● **WORK INSTRUCTIONS**
Scan the records below for the line with "Emit a component" and the line with "Sans', Roboto, 'Liberation", and retype that range exactly, both ends included, pictures excepted.

● **DATA SHOWN**
* Start *

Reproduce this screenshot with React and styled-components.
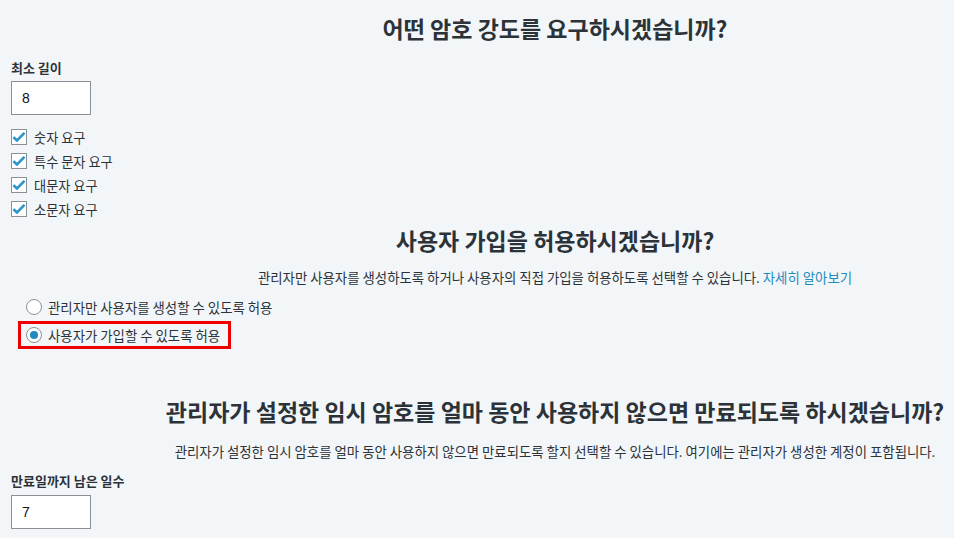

* End *
* Start *

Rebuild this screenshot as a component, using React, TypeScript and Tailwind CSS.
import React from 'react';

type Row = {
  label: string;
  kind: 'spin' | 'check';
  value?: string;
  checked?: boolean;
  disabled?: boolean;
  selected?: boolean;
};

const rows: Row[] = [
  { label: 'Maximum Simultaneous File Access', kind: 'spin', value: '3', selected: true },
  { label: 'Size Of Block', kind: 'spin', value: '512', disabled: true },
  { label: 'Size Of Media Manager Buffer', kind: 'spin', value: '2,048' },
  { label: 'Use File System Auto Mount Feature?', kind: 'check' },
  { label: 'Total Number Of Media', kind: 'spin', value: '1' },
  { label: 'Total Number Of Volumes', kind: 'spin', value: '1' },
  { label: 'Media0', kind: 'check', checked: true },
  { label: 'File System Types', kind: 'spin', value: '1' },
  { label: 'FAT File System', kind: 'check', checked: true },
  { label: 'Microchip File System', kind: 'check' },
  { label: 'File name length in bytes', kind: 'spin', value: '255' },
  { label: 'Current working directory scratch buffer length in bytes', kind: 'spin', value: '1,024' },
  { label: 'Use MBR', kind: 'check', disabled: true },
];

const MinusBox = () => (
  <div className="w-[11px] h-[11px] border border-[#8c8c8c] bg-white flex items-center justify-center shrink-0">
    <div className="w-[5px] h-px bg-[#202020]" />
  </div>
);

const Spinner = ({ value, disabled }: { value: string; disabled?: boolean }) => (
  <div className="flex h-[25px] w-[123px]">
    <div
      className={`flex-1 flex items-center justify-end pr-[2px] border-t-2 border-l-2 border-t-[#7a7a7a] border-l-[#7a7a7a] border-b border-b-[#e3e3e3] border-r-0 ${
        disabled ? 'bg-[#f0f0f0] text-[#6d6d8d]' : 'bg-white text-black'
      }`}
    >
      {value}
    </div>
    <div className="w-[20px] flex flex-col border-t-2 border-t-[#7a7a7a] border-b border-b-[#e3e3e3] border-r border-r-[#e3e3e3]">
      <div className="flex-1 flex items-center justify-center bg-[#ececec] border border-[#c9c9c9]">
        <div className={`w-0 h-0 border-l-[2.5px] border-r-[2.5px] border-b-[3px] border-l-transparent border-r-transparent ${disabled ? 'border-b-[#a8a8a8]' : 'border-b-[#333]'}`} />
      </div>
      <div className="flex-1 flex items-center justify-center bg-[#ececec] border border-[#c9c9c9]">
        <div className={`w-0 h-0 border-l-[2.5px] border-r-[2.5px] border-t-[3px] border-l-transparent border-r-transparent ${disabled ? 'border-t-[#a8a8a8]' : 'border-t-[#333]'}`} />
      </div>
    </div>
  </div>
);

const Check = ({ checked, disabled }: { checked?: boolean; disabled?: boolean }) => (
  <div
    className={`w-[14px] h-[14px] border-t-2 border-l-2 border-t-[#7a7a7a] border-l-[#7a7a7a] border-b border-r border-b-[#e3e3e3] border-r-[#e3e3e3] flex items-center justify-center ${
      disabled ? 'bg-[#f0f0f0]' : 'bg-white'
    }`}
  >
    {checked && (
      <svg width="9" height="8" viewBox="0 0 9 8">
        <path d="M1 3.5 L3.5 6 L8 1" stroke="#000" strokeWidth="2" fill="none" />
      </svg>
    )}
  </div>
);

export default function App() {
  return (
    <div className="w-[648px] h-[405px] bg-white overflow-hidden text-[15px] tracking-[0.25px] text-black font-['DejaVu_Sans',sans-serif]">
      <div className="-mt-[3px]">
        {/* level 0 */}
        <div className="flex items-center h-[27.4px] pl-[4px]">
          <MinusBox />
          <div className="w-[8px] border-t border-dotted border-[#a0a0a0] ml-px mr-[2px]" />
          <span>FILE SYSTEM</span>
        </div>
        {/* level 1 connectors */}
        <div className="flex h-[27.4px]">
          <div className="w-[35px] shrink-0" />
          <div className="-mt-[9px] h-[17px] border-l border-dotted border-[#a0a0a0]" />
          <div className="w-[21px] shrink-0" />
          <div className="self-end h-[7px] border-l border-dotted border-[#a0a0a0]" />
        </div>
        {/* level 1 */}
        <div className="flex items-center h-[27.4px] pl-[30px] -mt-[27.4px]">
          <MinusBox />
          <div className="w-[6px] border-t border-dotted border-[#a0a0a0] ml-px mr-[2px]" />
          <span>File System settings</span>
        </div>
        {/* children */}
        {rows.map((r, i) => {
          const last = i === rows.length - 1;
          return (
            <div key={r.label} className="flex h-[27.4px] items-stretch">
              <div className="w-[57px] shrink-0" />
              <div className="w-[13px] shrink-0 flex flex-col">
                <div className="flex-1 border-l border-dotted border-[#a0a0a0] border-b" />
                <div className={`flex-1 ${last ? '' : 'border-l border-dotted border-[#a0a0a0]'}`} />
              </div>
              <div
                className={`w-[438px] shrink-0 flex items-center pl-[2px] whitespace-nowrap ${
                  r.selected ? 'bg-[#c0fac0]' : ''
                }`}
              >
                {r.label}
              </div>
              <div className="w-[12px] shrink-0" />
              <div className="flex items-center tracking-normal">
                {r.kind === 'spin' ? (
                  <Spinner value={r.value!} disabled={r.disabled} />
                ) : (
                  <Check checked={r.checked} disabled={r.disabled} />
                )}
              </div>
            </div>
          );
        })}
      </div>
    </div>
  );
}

* End *
* Start *

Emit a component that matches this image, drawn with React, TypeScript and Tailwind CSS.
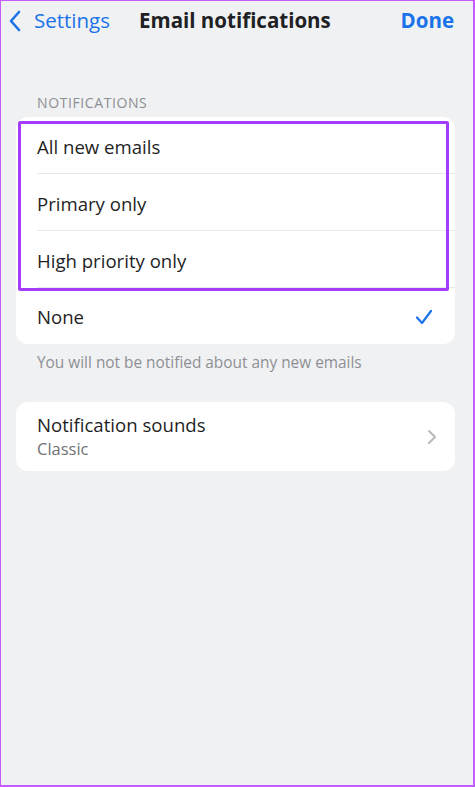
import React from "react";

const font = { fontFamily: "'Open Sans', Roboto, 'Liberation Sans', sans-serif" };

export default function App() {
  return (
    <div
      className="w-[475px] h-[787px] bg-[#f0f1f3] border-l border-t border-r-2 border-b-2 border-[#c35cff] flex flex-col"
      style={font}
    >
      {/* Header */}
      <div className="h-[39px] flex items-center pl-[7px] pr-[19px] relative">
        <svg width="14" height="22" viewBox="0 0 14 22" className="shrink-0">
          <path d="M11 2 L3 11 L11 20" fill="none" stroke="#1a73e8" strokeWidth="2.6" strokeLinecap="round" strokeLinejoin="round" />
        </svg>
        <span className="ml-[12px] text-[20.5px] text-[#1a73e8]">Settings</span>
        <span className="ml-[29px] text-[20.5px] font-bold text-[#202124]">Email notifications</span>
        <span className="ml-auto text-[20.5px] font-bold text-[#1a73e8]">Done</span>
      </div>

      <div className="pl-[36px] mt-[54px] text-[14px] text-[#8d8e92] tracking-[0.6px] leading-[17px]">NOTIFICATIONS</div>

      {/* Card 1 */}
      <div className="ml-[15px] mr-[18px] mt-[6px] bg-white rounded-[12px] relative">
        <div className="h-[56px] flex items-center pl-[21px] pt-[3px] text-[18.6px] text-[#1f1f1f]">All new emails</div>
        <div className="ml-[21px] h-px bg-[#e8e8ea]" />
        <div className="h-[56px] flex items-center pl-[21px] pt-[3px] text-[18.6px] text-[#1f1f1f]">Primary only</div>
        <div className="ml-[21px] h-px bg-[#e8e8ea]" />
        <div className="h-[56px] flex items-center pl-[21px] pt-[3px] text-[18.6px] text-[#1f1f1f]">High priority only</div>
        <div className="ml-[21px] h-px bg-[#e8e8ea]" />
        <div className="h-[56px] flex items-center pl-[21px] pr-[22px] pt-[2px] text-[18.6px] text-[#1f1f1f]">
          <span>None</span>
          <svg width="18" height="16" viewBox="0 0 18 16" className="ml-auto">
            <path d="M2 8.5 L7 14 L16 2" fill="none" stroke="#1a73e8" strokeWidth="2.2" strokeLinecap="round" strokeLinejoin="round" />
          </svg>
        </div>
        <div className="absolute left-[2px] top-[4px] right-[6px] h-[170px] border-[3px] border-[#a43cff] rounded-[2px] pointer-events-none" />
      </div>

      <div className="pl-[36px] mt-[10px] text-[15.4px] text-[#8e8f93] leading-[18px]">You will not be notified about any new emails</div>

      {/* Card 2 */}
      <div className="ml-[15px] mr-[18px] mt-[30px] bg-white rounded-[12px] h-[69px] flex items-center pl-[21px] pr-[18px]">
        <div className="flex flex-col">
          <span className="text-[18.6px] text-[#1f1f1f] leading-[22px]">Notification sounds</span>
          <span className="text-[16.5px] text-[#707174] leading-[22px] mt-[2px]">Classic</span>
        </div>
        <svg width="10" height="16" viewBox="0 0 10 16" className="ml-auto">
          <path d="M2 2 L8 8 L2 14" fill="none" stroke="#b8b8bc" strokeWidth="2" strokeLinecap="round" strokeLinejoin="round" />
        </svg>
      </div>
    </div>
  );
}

* End *

● **RESULT OF THE TASK**
Emit a component that matches this image, drawn with React, TypeScript and Tailwind CSS.
import React from "react";

const font = { fontFamily: "'Open Sans', Roboto, 'Liberation Sans', sans-serif" };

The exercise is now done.